**Information supplied:**
-- Begin --

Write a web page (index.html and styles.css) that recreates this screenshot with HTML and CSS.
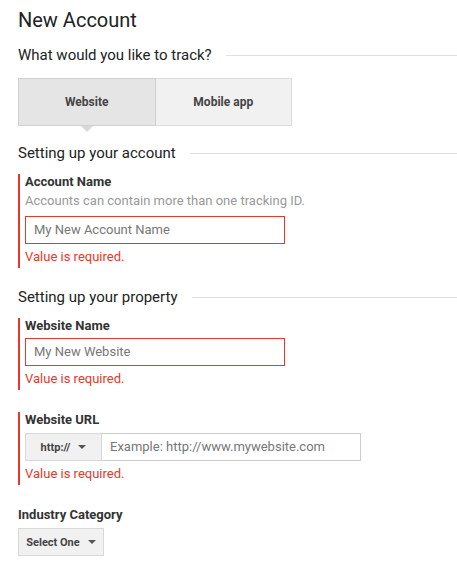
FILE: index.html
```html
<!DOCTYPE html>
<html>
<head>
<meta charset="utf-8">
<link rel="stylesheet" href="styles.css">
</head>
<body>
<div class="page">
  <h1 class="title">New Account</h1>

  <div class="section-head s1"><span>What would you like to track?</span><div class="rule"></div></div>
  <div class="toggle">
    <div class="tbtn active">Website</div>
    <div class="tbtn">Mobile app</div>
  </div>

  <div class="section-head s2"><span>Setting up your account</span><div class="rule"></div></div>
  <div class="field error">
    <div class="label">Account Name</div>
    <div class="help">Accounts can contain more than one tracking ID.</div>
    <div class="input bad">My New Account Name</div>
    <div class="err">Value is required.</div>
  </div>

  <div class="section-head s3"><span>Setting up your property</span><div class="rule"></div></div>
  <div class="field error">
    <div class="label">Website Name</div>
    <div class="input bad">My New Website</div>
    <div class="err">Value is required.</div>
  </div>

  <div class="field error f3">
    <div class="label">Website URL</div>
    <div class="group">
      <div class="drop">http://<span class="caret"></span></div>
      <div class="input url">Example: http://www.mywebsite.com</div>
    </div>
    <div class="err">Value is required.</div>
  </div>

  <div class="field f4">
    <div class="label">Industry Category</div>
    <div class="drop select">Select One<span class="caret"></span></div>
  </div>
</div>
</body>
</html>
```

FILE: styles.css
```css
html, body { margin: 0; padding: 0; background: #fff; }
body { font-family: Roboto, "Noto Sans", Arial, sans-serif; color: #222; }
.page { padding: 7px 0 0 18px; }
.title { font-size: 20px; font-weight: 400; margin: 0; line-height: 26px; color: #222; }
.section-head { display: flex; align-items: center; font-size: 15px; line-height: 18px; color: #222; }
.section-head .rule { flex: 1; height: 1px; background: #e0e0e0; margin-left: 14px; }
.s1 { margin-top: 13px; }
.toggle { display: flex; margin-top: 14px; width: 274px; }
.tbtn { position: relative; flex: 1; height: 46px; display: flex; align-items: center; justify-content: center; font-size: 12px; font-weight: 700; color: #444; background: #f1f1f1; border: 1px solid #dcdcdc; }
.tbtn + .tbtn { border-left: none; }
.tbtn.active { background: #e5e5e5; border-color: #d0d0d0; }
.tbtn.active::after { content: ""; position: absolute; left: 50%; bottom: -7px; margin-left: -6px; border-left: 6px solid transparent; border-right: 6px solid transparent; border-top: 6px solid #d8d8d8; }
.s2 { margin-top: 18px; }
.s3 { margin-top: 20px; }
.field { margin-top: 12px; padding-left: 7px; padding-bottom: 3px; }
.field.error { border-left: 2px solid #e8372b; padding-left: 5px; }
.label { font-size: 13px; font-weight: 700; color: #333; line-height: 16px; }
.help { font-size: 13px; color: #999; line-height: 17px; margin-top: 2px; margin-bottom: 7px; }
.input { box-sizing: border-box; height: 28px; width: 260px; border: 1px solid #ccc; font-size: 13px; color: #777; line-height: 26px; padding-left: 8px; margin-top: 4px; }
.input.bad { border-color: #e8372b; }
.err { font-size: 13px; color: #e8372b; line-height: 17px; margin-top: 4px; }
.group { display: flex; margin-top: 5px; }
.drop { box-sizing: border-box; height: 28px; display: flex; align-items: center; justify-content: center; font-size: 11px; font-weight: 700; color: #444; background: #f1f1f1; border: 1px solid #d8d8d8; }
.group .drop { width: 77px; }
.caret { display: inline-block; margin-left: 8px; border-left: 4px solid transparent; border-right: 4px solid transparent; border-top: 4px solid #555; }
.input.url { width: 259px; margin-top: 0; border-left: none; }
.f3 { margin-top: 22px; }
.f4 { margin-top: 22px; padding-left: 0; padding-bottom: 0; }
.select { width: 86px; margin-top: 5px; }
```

-- End --

**Aim:**
Take the data above and repeat it exactly, leaving each picture out.

**Task response:**
Write a web page (index.html and styles.css) that recreates this screenshot with HTML and CSS.
FILE: index.html
```html
<!DOCTYPE html>
<html>
<head>
<meta charset="utf-8">
<link rel="stylesheet" href="styles.css">
</head>
<body>
<div class="page">
  <h1 class="title">New Account</h1>

  <div class="section-head s1"><span>What would you like to track?</span><div class="rule"></div></div>
  <div class="toggle">
    <div class="tbtn active">Website</div>
    <div class="tbtn">Mobile app</div>
  </div>

  <div class="section-head s2"><span>Setting up your account</span><div class="rule"></div></div>
  <div class="field error">
    <div class="label">Account Name</div>
    <div class="help">Accounts can contain more than one tracking ID.</div>
    <div class="input bad">My New Account Name</div>
    <div class="err">Value is required.</div>
  </div>

  <div class="section-head s3"><span>Setting up your property</span><div class="rule"></div></div>
  <div class="field error">
    <div class="label">Website Name</div>
    <div class="input bad">My New Website</div>
    <div class="err">Value is required.</div>
  </div>

  <div class="field error f3">
    <div class="label">Website URL</div>
    <div class="group">
      <div class="drop">http://<span class="caret"></span></div>
      <div class="input url">Example: http://www.mywebsite.com</div>
    </div>
    <div class="err">Value is required.</div>
  </div>

  <div class="field f4">
    <div class="label">Industry Category</div>
    <div class="drop select">Select One<span class="caret"></span></div>
  </div>
</div>
</body>
</html>
```

FILE: styles.css
```css
html, body { margin: 0; padding: 0; background: #fff; }
body { font-family: Roboto, "Noto Sans", Arial, sans-serif; color: #222; }
.page { padding: 7px 0 0 18px; }
.title { font-size: 20px; font-weight: 400; margin: 0; line-height: 26px; color: #222; }
.section-head { display: flex; align-items: center; font-size: 15px; line-height: 18px; color: #222; }
.section-head .rule { flex: 1; height: 1px; background: #e0e0e0; margin-left: 14px; }
.s1 { margin-top: 13px; }
.toggle { display: flex; margin-top: 14px; width: 274px; }
.tbtn { position: relative; flex: 1; height: 46px; display: flex; align-items: center; justify-content: center; font-size: 12px; font-weight: 700; color: #444; background: #f1f1f1; border: 1px solid #dcdcdc; }
.tbtn + .tbtn { border-left: none; }
.tbtn.active { background: #e5e5e5; border-color: #d0d0d0; }
.tbtn.active::after { content: ""; position: absolute; left: 50%; bottom: -7px; margin-left: -6px; border-left: 6px solid transparent; border-right: 6px solid transparent; border-top: 6px solid #d8d8d8; }
.s2 { margin-top: 18px; }
.s3 { margin-top: 20px; }
.field { margin-top: 12px; padding-left: 7px; padding-bottom: 3px; }
.field.error { border-left: 2px solid #e8372b; padding-left: 5px; }
.label { font-size: 13px; font-weight: 700; color: #333; line-height: 16px; }
.help { font-size: 13px; color: #999; line-height: 17px; margin-top: 2px; margin-bottom: 7px; }
.input { box-sizing: border-box; height: 28px; width: 260px; border: 1px solid #ccc; font-size: 13px; color: #777; line-height: 26px; padding-left: 8px; margin-top: 4px; }
.input.bad { border-color: #e8372b; }
.err { font-size: 13px; color: #e8372b; line-height: 17px; margin-top: 4px; }
.group { display: flex; margin-top: 5px; }
.drop { box-sizing: border-box; height: 28px; display: flex; align-items: center; justify-content: center; font-size: 11px; font-weight: 700; color: #444; background: #f1f1f1; border: 1px solid #d8d8d8; }
.group .drop { width: 77px; }
.caret { display: inline-block; margin-left: 8px; border-left: 4px solid transparent; border-right: 4px solid transparent; border-top: 4px solid #555; }
.input.url { width: 259px; margin-top: 0; border-left: none; }
.f3 { margin-top: 22px; }
.f4 { margin-top: 22px; padding-left: 0; padding-bottom: 0; }
.select { width: 86px; margin-top: 5px; }
```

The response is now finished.